Pres. Roselli; Rel. Ghinoy; Ric. M.E. e M.P.; Controric. Z. 7 I. A. S.r.l. in liquidazione;

Lavoro - Lavoro subordinato - Lavoro Autonomo - Distinzione - Dirigente "alter ego" dell'imprenditore - Subordinazione "attenuata" - Accertamento - Criteri

Ai fini della qualificazione come lavoro subordinato del rapporto di lavoro del dirigente, quando questi sia titolare di cariche sociali che ne fanno un "alter ego" dell'imprenditore (preposto alla direzione dell'intera organizzazione aziendale o di una branca o settore autonomo di essa), è necessario - ove non sussista alcuna formalizzazione di un contratto di lavoro subordinato di dirigente - verificare se il lavoro dallo stesso svolto possa comunque essere inquadrato all'interno della specifica organizzazione aziendale, individuando la caratterizzazione delle mansioni svolte, e se possa ritenersi assoggettato, anche in forma lieve o attenuata, alle direttive, agli ordini e ai controlli del datore di lavoro (e, in particolare, dell'organo di amministrazione della società nel suo complesso), nonché al coordinamento dell'attività lavorativa in funzione dell'assetto organizzativo aziendale.

Nota

In primo grado i ricorrenti richiedevano la condanna della Società convenuta al pagamento di quanto loro spettante in conseguenza della prestazione, che qualificavano di lavoro subordinato con mansioni rispettivamente di direttore commerciale e di direttore della produzione, svolta in favore della stessa sino al novembre 2000.

Gli stessi avevano rivestito la qualifica di soci della Società e, uno dei due, era anche stato amministratore della stessa sino al 1995.

Il Tribunale adito rigettava la domanda dei ricorrenti ritenendo non provata la natura subordinata della prestazione resa. Successivamente, a seguito dell’impugnazione da parte dei ricorrenti, la Corte d’Appello confermava la sentenza del giudice di prime cure.

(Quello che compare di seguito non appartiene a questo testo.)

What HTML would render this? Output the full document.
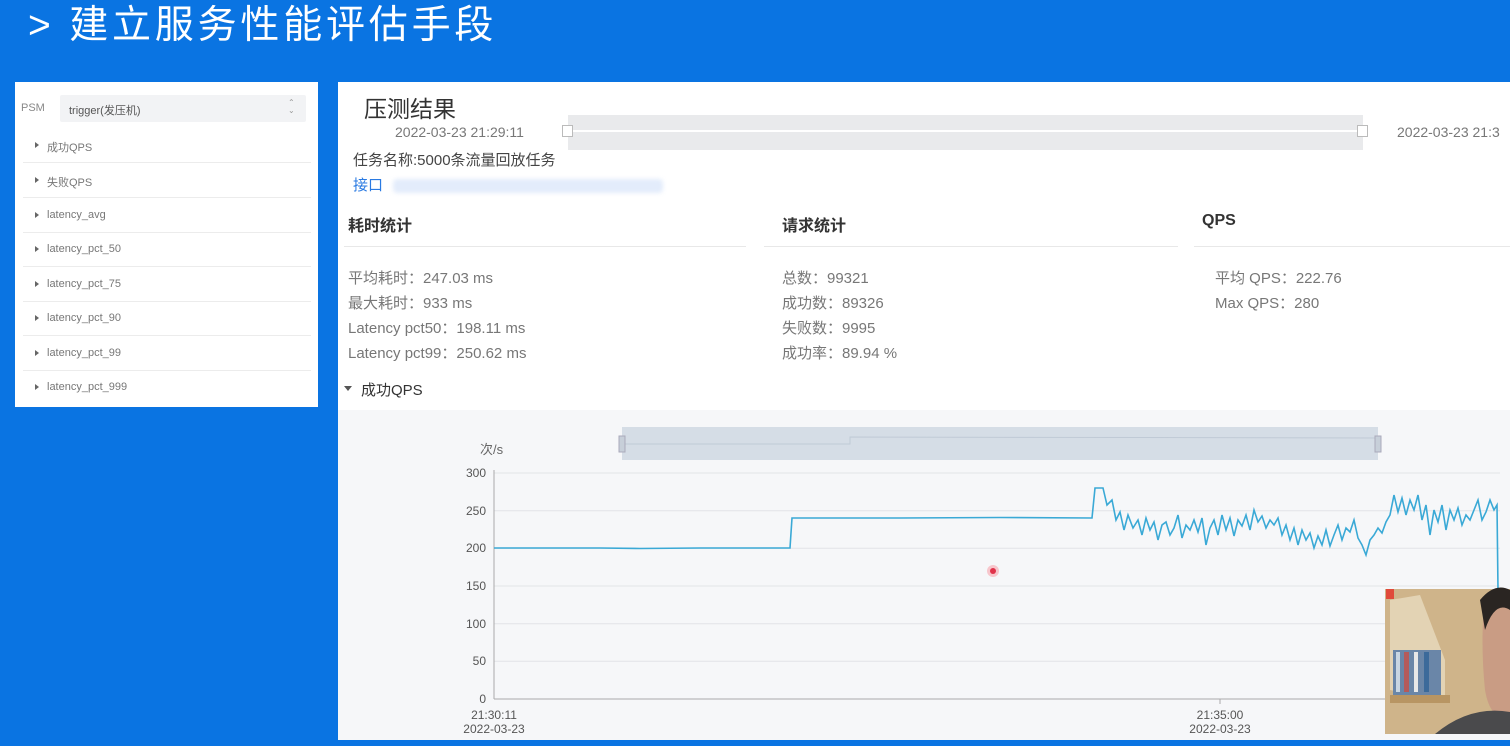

Contro la decisione della Corte d’Appello i ricorrenti proponevano ricorso in Cassazione deducendo, tra gli altri motivi, violazione e falsa applicazione dell’art. 2094 c.c. e l’omesso esame di un fatto decisivo per il giudizio che è stato oggetto di discussione tra le parti. In particolare, sostenevano che la Corte avesse ritenuto non raggiunta la prova circa la natura subordinata del rapporto sulla base dell’erroneo presupposto che i testi intervenuti si sarebbero limitati a confermare genericamente i capi articolati in ricorso, senza chiarire a che titolo fossero a conoscenza delle circostanze ivi indicate. Ritenevano che il richiamo generico ai capitoli di prova fosse frutto della procedura di verbalizzazione e che il contenuto degli stessi fosse tale da dimostrare la loro osservanza di un orario di lavoro, l’inserimento nell’organizzazione aziendale, il coordinamento con l’attività dell’imprenditore, l’assenza di rischio e la forma della retribuzione. Tali elementi, sempre secondo i ricorrenti, erano sufficienti a dimostrare la natura subordinata della prestazione svolta. La Suprema Corte ha ritenuto non fondato il motivo di impugnazione. La Cassazione, infatti, ha ribadito un principio ormai consolidato in tema di qualificazione come lavoro subordinato del rapporto di lavoro del dirigente, secondo il quale è necessario, a tal fine, verificare, ove non sussista alcuna formalizzazione di un contratto di lavoro subordinato, se il lavoro dallo stesso svolto possa ritenersi assoggettato, anche in forma lieve o attenuata, alle direttive, agli ordini e ai controlli del datore di lavoro.

Partendo da tale principio, la Corte territoriale aveva ritenuto non provati gli elementi di cui sopra, fondamentali per la configurazione della subordinazione, ma aveva rinvenuto nel ricorso esclusivamente la valorizzazione di elementi che la giurisprudenza indica come sussidiari.

Conseguentemente la Cassazione ha ritenuto non sussistente alcun vizio di motivazione o violazione di legge ed ha rigettato il ricorso.